Five games into the new season and Mark Hughes is yet to get the best from the French striker

QPR continue to make tentative progress this season but their recent league outings have highlighted a problem in attack which Mark Hughes appears no closer to solving.

Hughes has yet to get the best out of Djibril Cisse this season, and as the Frenchman was restricted to his fourth successive appearance as a late substitute against Tottenham, Hughes’s comments on the former Liverpool and Sunderland man were revealing.

“He started the first two games, then I changed things around with different formations for different challenges we faced playing away from home,” said Hughes.

“We know what Djibril gives us. He is an outstanding finisher and we have to make sure that we are strong and compact enough, and have the quality about us to release him at the right times.

“We haven’t had the solidity to do that as yet, but Djib’s a great impact sub to come on.”

Cisse has become the most high-profile victim of Hughes’s early-season tinkering, as the manager seeks to find his most effective formation after a summer of upheaval.

The 31-year-old is an unpredictable character, capable of moments of brilliance, underlined by his magnificent run of form last season which provided the bedrock to Premier League survival.

But it is that unpredictability – Cisse’s tendency to drift in and out of games – which has made Hughes reluctant to play him in a 4-4-2 system which at times leaves Rangers vulnerable on the counter-attack and in need of strikers who are capable of supporting an under-pressure defence.

In the recent games against Manchester City and Chelsea, in which Hughes needed to strike the right balance between attacking potency and defensive resilience, he opted for Andy Johnson to partner Bobby Zamora, praising Johnson’s energy as QPR performed credibly in both matches.

Had Johnson remained fit, it is likely that he and Zamora would have continued that partnership, particularly at Loftus Road where the need is for Hughes’s side to find the net with regularity.

However, the season-ending injury which Johnson suffered against Chelsea leaves only Cisse and Zamora able to occupy the centre-forward positions.

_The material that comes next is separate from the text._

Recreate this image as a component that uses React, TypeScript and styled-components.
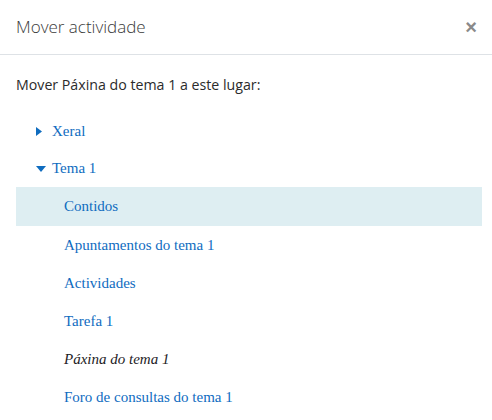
import React from 'react'
import styled, { createGlobalStyle } from 'styled-components'

const GlobalStyle = createGlobalStyle`
  html, body {
    margin: 0;
    padding: 0;
    background: #ffffff;
  }
  body {
    font-family: 'Open Sans', 'Noto Sans', sans-serif;
    color: #1d2125;
  }
`

interface Item {
  label: string
  current?: boolean
  selected?: boolean
}

const items: Item[] = [
  { label: 'Contidos', selected: true },
  { label: 'Apuntamentos do tema 1' },
  { label: 'Actividades' },
  { label: 'Tarefa 1' },
  { label: 'Páxina do tema 1', current: true },
  { label: 'Foro de consultas do tema 1' },
]

const CaretRight = () => (
  <svg width="6" height="9" viewBox="0 0 6 9">
    <path d="M0 0 L6 4.5 L0 9 Z" fill="#0f6cbf" />
  </svg>
)

const CaretDown = () => (
  <svg width="10" height="6" viewBox="0 0 10 6">
    <path d="M0 0 L10 0 L5 6 Z" fill="#0f6cbf" />
  </svg>
)

export default function App() {
  return (
    <>
      <GlobalStyle />
      <Modal>
        <Header>
          <Title>Mover actividade</Title>
          <Close aria-label="Pechar">×</Close>
        </Header>
        <Body>
          <Intro>Mover Páxina do tema 1 a este lugar:</Intro>
          <Tree>
            <Section>
              <Caret>
                <CaretRight />
              </Caret>
              <Link>Xeral</Link>
            </Section>
            <Section>
              <Caret>
                <CaretDown />
              </Caret>
              <Link>Tema 1</Link>
            </Section>
            {items.map((item) => (
              <Row key={item.label} $selected={item.selected}>
                {item.current ? (
                  <Current>{item.label}</Current>
                ) : (
                  <Link>{item.label}</Link>
                )}
              </Row>
            ))}
          </Tree>
        </Body>
      </Modal>
    </>
  )
}

const Modal = styled.div`
  width: 492px;
  height: 420px;
  overflow: hidden;
  background: #fff;
`

const Header = styled.div`
  height: 54px;
  display: flex;
  align-items: center;
  justify-content: space-between;
  padding: 0 15px 0 16px;
  border-bottom: 1px solid #dee2e6;
`

const Title = styled.h5`
  margin: 0 0 1px;
  font-weight: 300;
  font-size: 17px;
  color: #3a3a3a;
`

const Close = styled.button`
  border: 0;
  background: none;
  padding: 0;
  font-family: 'Liberation Sans', sans-serif;
  font-size: 20px;
  font-weight: 700;
  line-height: 1;
  color: #8a8a8a;
`

const Body = styled.div`
  padding: 16px 10px 16px 16px;
`

const Intro = styled.p`
  margin: 0 0 14px;
  font-size: 14.2px;
  line-height: 28px;
  color: #2b2b2b;
`

const Tree = styled.div`
  display: flex;
  flex-direction: column;
`

const Section = styled.div`
  height: 37px;
  display: flex;
  align-items: center;
  padding-left: 20px;
`

const Caret = styled.span`
  width: 16px;
  display: inline-flex;
  align-items: center;
`

const Row = styled.div<{ $selected?: boolean }>`
  height: ${(p) => (p.$selected ? '39px' : '38px')};
  display: flex;
  align-items: center;
  padding-left: 48px;
  background: ${(p) => (p.$selected ? '#deeef2' : 'transparent')};
`

const Link = styled.span`
  font-family: 'Liberation Serif', serif;
  font-size: 15px;
  color: #0f6cbf;
`

const Current = styled.span`
  font-family: 'Liberation Serif', serif;
  font-size: 15px;
  font-style: italic;
  color: #1d2125;
`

Against Tottenham on Sunday, Hughes placed his faith in Zamora as the lone striker in a familiar 4-2-3-1 line-up.

Zamora is ideally suited to such a role, and he once again underlined his worth to the side with his fourth goal of the season. He was at the heart of easily the best football QPR have played under the Welshman’s guidance, scoring clinically in the first half and giving Spurs’ centre-backs William Gallas and Jan Vertonghen a torrid opening 45 minutes in the pouring rain.

But when Hughes took Zamora off in the 72nd minute, bringing on Cisse but sticking with the same formation, the Frenchman who is yet to score in the league this season again proved that he is ineffective playing as the lone striker.

Hughes was keen to abandon last season’s 4-2-3-1 formation for a more offensive 4-4-2, but Johnson was central to those plans and Hughes appears completely unwilling to let his two other strikers loose in tandem. The only option would be to stick with Zamora up front, and continue with Cisse’s new role as an ‘impact sub’.

But that could yet prove a risky move. Zamora is the only player to score in the league for Rangers this season – two from open play, and one penalty rebound. If Hughes is to persevere with 4-2-3-1 QPR’s supporting midfielders must also start scoring with regularity.

QPR’s next five league matches see them entertain West Ham, Everton and Reading – all games from which, if Rangers have serious ambitions this season – they should target maximum points.

Trips to an impressive West Bromwich Albion side and, more significantly, Arsenal, are the ideal occasions on which Zamora can lead the line when QPR’s priority will be to avoid defeat.

But certainly at home, Hughes needs to find a way to get the best from Cisse, or QPR’s most dangerous attacking weapon will be lost amid a series of appearances from the bench.